Good Good guys take on minor-league hockey players. What happened?

It wasn’t until the 1996 Adam Sandler movie “Happy Gilmore” that most saw hockey and golf somehow intertwined. It happened again this past week, when the guys from the popular golf YouTube channel Good Good challenged six Coachella Valley Firebirds players to a round in the Coachella Valley.

The video of the round, posted on Wednesday, had more than 114,000 views within the first 11 hours and has now eclipsed more than 294,000 views.

The six Good Good golfers, who have more than 1.4 million followers, played against Firebirds’ Andrew Poturalski, Kole Lind, Shane Wright, Logan Morrison, Luke Henman and Jacob Melanson on one evening at The Lights at Indio Golf Course — the only night-lit course among more than 120 in the valley.

The Firebirds narrowly won the round, by a stroke, which was filmed in early November, with Henman sinking a putt on a playoff hole. The Firebirds had trailed by two strokes late in the round before forging a comeback.

“I’ve been watching their videos from the start,” Henman told The Desert Sun over the phone, “so it was cool to meet them, and the fact that I got to play against them was also really cool.”

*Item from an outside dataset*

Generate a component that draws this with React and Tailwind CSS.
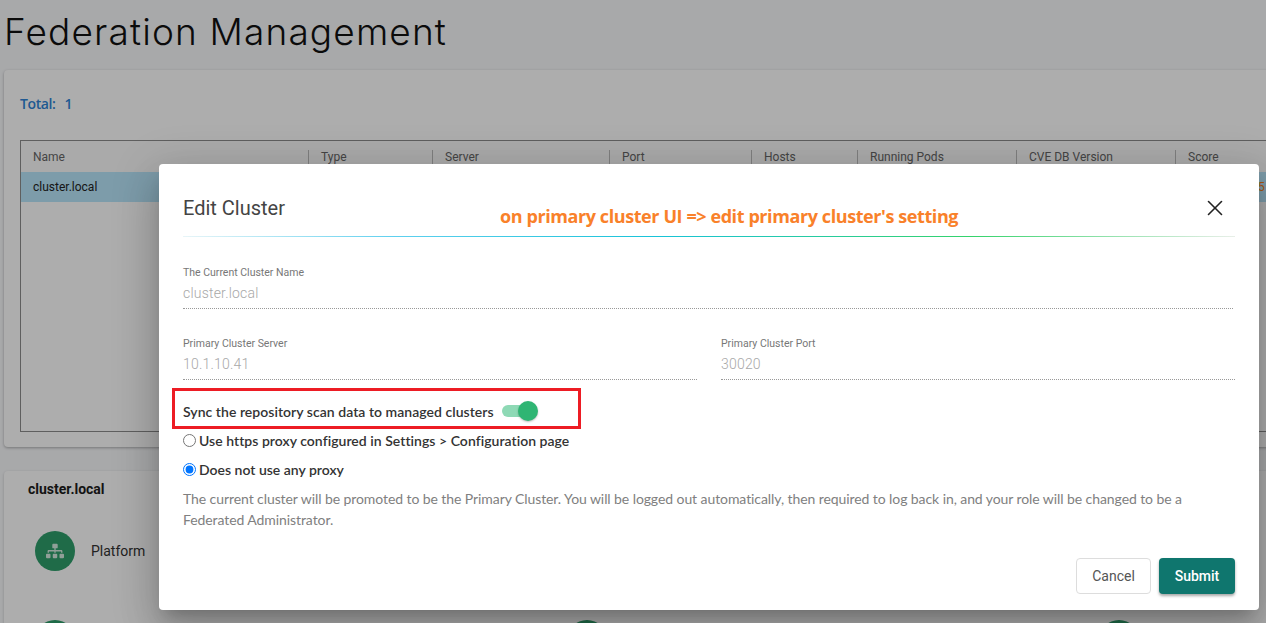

The round came together because Garrett Clark, co-founder of Good Good Golf, and Shane Wright follow each other on social media. Clark initiated the invite, Henman said, and Wright helped organize it from the Firebirds’ end.

Many of the Firebirds players are avid golfers who are known to play together during their downtime between games. Poturalski and team captain Max McCormick have joked on social media about taking money from each other on the golf course, and rookie Ryan Winterton has said that hockey, family and golf are his three favorite things.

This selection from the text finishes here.